• DATASET EXCERPT:
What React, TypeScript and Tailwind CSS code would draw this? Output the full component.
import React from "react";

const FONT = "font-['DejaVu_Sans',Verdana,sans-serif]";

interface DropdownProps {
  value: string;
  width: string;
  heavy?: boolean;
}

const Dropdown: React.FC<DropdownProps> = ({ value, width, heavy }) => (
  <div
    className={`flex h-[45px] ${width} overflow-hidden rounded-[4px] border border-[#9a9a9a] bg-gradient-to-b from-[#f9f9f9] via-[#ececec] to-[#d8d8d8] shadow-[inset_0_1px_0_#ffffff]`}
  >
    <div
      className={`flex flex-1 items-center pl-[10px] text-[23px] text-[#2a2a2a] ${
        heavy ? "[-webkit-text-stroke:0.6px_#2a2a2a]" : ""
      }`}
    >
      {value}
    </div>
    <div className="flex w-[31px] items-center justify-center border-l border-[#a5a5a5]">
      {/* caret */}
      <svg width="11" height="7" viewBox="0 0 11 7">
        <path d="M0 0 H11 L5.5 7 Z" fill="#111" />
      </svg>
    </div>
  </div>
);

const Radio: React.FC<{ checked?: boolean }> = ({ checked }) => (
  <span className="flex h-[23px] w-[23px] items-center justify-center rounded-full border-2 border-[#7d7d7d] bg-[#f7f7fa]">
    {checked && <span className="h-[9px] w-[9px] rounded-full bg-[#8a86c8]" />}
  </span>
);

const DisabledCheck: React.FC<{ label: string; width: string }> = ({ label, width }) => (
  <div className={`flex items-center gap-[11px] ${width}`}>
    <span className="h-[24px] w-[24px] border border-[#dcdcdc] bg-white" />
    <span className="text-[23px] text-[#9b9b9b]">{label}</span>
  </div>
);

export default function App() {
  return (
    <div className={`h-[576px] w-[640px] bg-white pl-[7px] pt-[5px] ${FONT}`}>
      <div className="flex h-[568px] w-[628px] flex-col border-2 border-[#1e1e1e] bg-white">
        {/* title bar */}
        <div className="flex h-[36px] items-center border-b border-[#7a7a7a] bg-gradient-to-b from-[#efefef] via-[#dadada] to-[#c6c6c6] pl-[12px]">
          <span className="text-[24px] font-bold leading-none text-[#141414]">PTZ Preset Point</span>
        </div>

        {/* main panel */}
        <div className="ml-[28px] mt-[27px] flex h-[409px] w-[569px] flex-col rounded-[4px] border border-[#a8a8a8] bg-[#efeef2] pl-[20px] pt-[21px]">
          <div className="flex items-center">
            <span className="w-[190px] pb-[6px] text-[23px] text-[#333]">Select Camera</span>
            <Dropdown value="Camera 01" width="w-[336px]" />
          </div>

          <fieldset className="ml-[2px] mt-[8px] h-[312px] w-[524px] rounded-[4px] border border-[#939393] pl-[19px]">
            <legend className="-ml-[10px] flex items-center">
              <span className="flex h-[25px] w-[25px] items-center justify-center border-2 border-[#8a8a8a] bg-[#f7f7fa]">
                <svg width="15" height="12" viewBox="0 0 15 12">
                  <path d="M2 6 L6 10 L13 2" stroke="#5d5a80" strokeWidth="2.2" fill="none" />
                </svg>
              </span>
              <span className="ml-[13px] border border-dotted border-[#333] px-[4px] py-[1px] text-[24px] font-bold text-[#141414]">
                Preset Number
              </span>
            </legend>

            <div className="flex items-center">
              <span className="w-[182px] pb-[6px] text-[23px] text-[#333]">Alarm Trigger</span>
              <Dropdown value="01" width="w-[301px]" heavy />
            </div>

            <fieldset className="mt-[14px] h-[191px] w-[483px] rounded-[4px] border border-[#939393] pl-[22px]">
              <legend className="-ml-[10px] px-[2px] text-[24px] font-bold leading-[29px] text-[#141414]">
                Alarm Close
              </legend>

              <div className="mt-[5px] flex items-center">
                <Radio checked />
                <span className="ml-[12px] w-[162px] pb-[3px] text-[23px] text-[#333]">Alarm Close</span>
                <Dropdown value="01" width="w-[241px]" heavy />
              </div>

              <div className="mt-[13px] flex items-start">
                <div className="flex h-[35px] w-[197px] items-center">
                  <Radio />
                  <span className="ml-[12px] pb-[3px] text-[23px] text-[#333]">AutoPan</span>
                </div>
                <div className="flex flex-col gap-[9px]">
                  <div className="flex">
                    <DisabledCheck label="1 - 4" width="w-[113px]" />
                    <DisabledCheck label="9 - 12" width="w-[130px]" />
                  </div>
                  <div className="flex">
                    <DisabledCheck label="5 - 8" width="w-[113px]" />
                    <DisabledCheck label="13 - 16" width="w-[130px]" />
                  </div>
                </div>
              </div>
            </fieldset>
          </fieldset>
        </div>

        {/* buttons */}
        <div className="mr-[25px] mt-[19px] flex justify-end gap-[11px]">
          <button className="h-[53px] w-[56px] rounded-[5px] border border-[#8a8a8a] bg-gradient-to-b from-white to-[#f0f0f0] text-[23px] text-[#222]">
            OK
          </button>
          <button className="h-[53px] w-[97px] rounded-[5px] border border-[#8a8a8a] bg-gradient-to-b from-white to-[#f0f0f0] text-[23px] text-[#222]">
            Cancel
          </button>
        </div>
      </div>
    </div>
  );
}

• DIRECTION: Copy out the whole listing exactly; please set it all down.

• SOLUTION TO THIS EXERCISE:
What React, TypeScript and Tailwind CSS code would draw this? Output the full component.
import React from "react";

const FONT = "font-['DejaVu_Sans',Verdana,sans-serif]";

interface DropdownProps {
  value: string;
  width: string;
  heavy?: boolean;
}

const Dropdown: React.FC<DropdownProps> = ({ value, width, heavy }) => (
  <div
    className={`flex h-[45px] ${width} overflow-hidden rounded-[4px] border border-[#9a9a9a] bg-gradient-to-b from-[#f9f9f9] via-[#ececec] to-[#d8d8d8] shadow-[inset_0_1px_0_#ffffff]`}
  >
    <div
      className={`flex flex-1 items-center pl-[10px] text-[23px] text-[#2a2a2a] ${
        heavy ? "[-webkit-text-stroke:0.6px_#2a2a2a]" : ""
      }`}
    >
      {value}
    </div>
    <div className="flex w-[31px] items-center justify-center border-l border-[#a5a5a5]">
      {/* caret */}
      <svg width="11" height="7" viewBox="0 0 11 7">
        <path d="M0 0 H11 L5.5 7 Z" fill="#111" />
      </svg>
    </div>
  </div>
);

const Radio: React.FC<{ checked?: boolean }> = ({ checked }) => (
  <span className="flex h-[23px] w-[23px] items-center justify-center rounded-full border-2 border-[#7d7d7d] bg-[#f7f7fa]">
    {checked && <span className="h-[9px] w-[9px] rounded-full bg-[#8a86c8]" />}
  </span>
);

const DisabledCheck: React.FC<{ label: string; width: string }> = ({ label, width }) => (
  <div className={`flex items-center gap-[11px] ${width}`}>
    <span className="h-[24px] w-[24px] border border-[#dcdcdc] bg-white" />
    <span className="text-[23px] text-[#9b9b9b]">{label}</span>
  </div>
);

export default function App() {
  return (
    <div className={`h-[576px] w-[640px] bg-white pl-[7px] pt-[5px] ${FONT}`}>
      <div className="flex h-[568px] w-[628px] flex-col border-2 border-[#1e1e1e] bg-white">
        {/* title bar */}
        <div className="flex h-[36px] items-center border-b border-[#7a7a7a] bg-gradient-to-b from-[#efefef] via-[#dadada] to-[#c6c6c6] pl-[12px]">
          <span className="text-[24px] font-bold leading-none text-[#141414]">PTZ Preset Point</span>
        </div>

        {/* main panel */}
        <div className="ml-[28px] mt-[27px] flex h-[409px] w-[569px] flex-col rounded-[4px] border border-[#a8a8a8] bg-[#efeef2] pl-[20px] pt-[21px]">
          <div className="flex items-center">
            <span className="w-[190px] pb-[6px] text-[23px] text-[#333]">Select Camera</span>
            <Dropdown value="Camera 01" width="w-[336px]" />
          </div>

          <fieldset className="ml-[2px] mt-[8px] h-[312px] w-[524px] rounded-[4px] border border-[#939393] pl-[19px]">
            <legend className="-ml-[10px] flex items-center">
              <span className="flex h-[25px] w-[25px] items-center justify-center border-2 border-[#8a8a8a] bg-[#f7f7fa]">
                <svg width="15" height="12" viewBox="0 0 15 12">
                  <path d="M2 6 L6 10 L13 2" stroke="#5d5a80" strokeWidth="2.2" fill="none" />
                </svg>
              </span>
              <span className="ml-[13px] border border-dotted border-[#333] px-[4px] py-[1px] text-[24px] font-bold text-[#141414]">
                Preset Number
              </span>
            </legend>

            <div className="flex items-center">
              <span className="w-[182px] pb-[6px] text-[23px] text-[#333]">Alarm Trigger</span>
              <Dropdown value="01" width="w-[301px]" heavy />
            </div>

            <fieldset className="mt-[14px] h-[191px] w-[483px] rounded-[4px] border border-[#939393] pl-[22px]">
              <legend className="-ml-[10px] px-[2px] text-[24px] font-bold leading-[29px] text-[#141414]">
                Alarm Close
              </legend>

              <div className="mt-[5px] flex items-center">
                <Radio checked />
                <span className="ml-[12px] w-[162px] pb-[3px] text-[23px] text-[#333]">Alarm Close</span>
                <Dropdown value="01" width="w-[241px]" heavy />
              </div>

              <div className="mt-[13px] flex items-start">
                <div className="flex h-[35px] w-[197px] items-center">
                  <Radio />
                  <span className="ml-[12px] pb-[3px] text-[23px] text-[#333]">AutoPan</span>
                </div>
                <div className="flex flex-col gap-[9px]">
                  <div className="flex">
                    <DisabledCheck label="1 - 4" width="w-[113px]" />
                    <DisabledCheck label="9 - 12" width="w-[130px]" />
                  </div>
                  <div className="flex">
                    <DisabledCheck label="5 - 8" width="w-[113px]" />
                    <DisabledCheck label="13 - 16" width="w-[130px]" />
                  </div>
                </div>
              </div>
            </fieldset>
          </fieldset>
        </div>

        {/* buttons */}
        <div className="mr-[25px] mt-[19px] flex justify-end gap-[11px]">
          <button className="h-[53px] w-[56px] rounded-[5px] border border-[#8a8a8a] bg-gradient-to-b from-white to-[#f0f0f0] text-[23px] text-[#222]">
            OK
          </button>
          <button className="h-[53px] w-[97px] rounded-[5px] border border-[#8a8a8a] bg-gradient-to-b from-white to-[#f0f0f0] text-[23px] text-[#222]">
            Cancel
          </button>
        </div>
      </div>
    </div>
  );
}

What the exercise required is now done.